Город затих, словно вымер. Исчезла публика с улиц и бульваров, забиты железными ставнями и мешками с песком витрины магазинов. Разруха, голод, стужа и злоба разгуливали по опустевшей столице.

«Где я только не был!.. Меня гоняло по всей необъятной и странной столице одно желание — найти себе пропитание. И я его находил. Правда, скудное, неверное и зыбкое. Находил его на самых фантастичных и скоротечных, как чахотка, должностях, добывал его странными утлыми способами».

… «Белые дни и драповое пальто. Драп, драп. О, чертова дерюга! Я не могу описать, насколько я мерз. Мерз и бегал. Бегал и мерз».

… «Категорически заявляю, что я не герой. У меня нет этого в натуре. Я человек обыкновенный — рожденный ползать, и, ползая по Москве, я чуть не умер с голоду. Никто кормить меня не желал. Все буржуи заперлись на дверные цепочки и через щель высовывали липовые мандаты и удостоверения».

Ноябрьские холода особенно пронзительны. Топить нечем, за окном ранние, промозглые сумерки. Михаил пишет. На дощатом ящике, покрытом потертой клеенкой, листы, школьная чернильница, исписанные перья, роняющие кляксы.

Вверху листка дата: 17 ноября 21 года. Ровные строки густых, наклоненных вправо букв.

«Очень жаль, что в маленьком письме не могу Вам передать, что сейчас представляет из себя Москва… Идет бешеная борьба за существование и приспособление к новым условиям жизни. Нужно уметь получать деньги, и этого я добился. Правда, пока еще в ничтожном масштабе. Но все же в этом месяце мы с Таськой уже кое-что едим, она починила туфли, начинаем покупать дрова и т. д. Таська ищет место продавщицы, что очень трудно, потому что вся Москва еще голая, разутая и торгует эфемерно. Бедной Таське приходится изощряться изо всех сил, чтобы молотить рожь на обухе и готовить из всякой ерунды обеды. Но она молодец! Одним словом, бьемся, как рыба об лед…
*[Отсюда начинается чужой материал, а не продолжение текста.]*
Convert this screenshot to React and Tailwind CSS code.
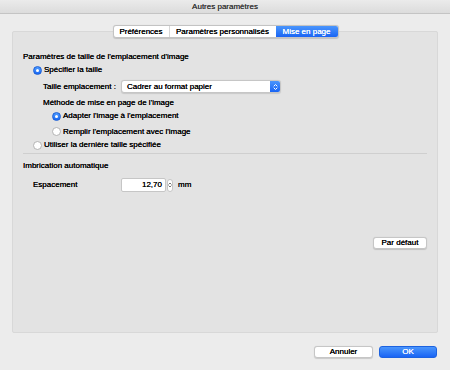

Я мечтаю об одном: пережить зиму, не сорваться в декабре, который, надо полагать, будет самым трудным месяцем. Таськина помощь мне не поддается учету»…

Он посмотрел в темное окно. В стекле, едва прикрытым куском разлезшейся занавески, отражалась лампа в газетном абажуре и его лицо — чужое, мрачное. Гася подошла, заглянула через плечо мужа на освещенный листок. Потрепала торчащий вихор на затылке:

— Фельетон заказали?

— Матери пишу в Киев.

— На меня жалуешься?

— Может, скажешь, когда я это делал? — Михаил обернулся, прищурил глаза. Но тут же оттаял, поймал и сжал ее холодную руку, повязавшую ему на шею облезлый, некогда пуховый платок. — Привычки такой не имею!
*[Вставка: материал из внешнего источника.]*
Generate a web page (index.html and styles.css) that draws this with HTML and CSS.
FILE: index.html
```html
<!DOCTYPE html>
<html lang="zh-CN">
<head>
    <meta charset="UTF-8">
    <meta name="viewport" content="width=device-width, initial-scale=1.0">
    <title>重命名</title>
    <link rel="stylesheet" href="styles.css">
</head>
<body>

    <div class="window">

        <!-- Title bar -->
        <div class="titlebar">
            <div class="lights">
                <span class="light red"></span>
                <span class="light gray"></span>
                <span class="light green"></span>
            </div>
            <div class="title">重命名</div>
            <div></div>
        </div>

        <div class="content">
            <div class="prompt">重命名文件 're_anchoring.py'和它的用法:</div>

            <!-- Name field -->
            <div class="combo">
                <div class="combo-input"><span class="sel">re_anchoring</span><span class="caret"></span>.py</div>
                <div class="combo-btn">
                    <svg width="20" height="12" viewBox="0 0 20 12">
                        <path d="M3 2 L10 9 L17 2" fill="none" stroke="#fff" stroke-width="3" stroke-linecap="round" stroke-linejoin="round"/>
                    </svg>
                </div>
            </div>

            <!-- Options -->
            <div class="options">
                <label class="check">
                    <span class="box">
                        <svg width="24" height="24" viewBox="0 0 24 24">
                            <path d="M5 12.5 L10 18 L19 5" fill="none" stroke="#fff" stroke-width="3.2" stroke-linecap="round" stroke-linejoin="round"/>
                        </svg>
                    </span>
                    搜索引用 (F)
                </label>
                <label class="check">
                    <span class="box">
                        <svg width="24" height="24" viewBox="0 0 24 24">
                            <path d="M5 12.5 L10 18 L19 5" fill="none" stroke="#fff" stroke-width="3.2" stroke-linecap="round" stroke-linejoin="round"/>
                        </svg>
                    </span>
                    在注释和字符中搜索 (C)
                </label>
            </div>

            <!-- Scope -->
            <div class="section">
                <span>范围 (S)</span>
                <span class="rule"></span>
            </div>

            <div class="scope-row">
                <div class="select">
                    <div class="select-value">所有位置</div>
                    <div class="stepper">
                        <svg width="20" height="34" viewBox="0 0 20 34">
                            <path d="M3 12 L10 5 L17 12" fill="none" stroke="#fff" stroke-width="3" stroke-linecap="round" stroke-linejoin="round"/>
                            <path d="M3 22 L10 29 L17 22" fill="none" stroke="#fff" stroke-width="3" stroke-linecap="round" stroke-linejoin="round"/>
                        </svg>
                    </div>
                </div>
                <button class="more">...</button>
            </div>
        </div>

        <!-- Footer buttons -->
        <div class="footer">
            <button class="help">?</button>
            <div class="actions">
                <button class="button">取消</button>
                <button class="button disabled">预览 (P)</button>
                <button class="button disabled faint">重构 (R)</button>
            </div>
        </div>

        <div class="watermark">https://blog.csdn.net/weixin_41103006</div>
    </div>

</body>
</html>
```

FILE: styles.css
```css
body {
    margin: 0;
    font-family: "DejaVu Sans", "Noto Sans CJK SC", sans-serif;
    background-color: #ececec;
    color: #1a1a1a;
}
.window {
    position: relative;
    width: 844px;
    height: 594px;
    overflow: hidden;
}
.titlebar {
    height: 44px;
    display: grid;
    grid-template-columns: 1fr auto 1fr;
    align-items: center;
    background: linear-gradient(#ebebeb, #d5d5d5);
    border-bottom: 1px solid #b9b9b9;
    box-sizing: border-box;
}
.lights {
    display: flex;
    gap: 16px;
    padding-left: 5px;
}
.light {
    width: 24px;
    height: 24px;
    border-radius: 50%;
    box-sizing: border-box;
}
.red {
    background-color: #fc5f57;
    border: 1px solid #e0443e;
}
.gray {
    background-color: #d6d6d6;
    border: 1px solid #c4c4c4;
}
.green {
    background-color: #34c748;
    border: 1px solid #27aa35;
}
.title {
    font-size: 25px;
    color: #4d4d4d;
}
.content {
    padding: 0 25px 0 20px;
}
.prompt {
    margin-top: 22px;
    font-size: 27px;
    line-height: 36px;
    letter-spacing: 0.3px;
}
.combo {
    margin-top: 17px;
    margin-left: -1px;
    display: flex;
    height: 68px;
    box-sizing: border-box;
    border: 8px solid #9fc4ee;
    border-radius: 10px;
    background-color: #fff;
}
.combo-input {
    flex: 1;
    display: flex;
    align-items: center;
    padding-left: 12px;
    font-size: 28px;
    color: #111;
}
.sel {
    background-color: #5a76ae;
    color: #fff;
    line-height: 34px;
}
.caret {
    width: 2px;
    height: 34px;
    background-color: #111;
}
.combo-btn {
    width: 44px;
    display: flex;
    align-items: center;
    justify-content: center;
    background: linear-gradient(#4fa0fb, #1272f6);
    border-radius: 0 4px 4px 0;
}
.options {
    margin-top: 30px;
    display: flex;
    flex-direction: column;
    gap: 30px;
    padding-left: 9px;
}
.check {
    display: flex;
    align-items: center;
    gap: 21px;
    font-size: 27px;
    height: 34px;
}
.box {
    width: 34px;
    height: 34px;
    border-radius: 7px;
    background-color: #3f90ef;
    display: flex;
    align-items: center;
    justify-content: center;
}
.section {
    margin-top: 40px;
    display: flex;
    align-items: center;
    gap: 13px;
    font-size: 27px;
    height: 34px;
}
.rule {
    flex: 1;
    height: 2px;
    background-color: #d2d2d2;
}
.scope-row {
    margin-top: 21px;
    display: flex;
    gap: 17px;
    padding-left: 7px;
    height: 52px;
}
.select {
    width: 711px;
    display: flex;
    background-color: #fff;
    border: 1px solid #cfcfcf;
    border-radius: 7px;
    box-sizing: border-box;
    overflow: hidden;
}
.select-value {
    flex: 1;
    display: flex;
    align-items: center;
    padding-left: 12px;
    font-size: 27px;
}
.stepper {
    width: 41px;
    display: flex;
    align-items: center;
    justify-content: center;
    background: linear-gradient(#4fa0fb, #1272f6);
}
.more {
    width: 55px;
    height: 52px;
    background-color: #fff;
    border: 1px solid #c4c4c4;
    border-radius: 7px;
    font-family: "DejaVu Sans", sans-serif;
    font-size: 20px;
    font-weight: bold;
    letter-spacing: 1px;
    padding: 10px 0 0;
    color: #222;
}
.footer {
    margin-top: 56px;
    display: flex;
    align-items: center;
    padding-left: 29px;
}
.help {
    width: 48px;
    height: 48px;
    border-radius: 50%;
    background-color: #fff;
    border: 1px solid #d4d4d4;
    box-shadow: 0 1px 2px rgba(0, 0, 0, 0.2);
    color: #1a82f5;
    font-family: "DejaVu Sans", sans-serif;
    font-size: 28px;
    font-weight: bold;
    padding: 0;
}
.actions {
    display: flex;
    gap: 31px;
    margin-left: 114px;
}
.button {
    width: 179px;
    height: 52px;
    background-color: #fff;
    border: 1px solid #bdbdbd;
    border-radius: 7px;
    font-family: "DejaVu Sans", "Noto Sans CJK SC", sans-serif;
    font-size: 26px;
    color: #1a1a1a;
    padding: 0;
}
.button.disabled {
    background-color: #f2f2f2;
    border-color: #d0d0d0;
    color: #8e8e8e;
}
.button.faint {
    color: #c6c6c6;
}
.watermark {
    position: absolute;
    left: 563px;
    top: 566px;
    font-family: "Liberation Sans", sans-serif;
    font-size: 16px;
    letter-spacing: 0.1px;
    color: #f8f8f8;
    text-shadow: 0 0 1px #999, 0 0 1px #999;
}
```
— Она мне никак киевских ресторанов простить не может. Было дело… Как же мы, Мишенька, шиковали! Котлетку «де-воляй» помнишь? Ткнешь вилочкой, и она «пфф!» — маслом горячим прямо в рожу. — Тася состроила гримасу своему отражению в зеркале и быстро перевела взгляд: — Промерзла совсем. Воду на кухне грею.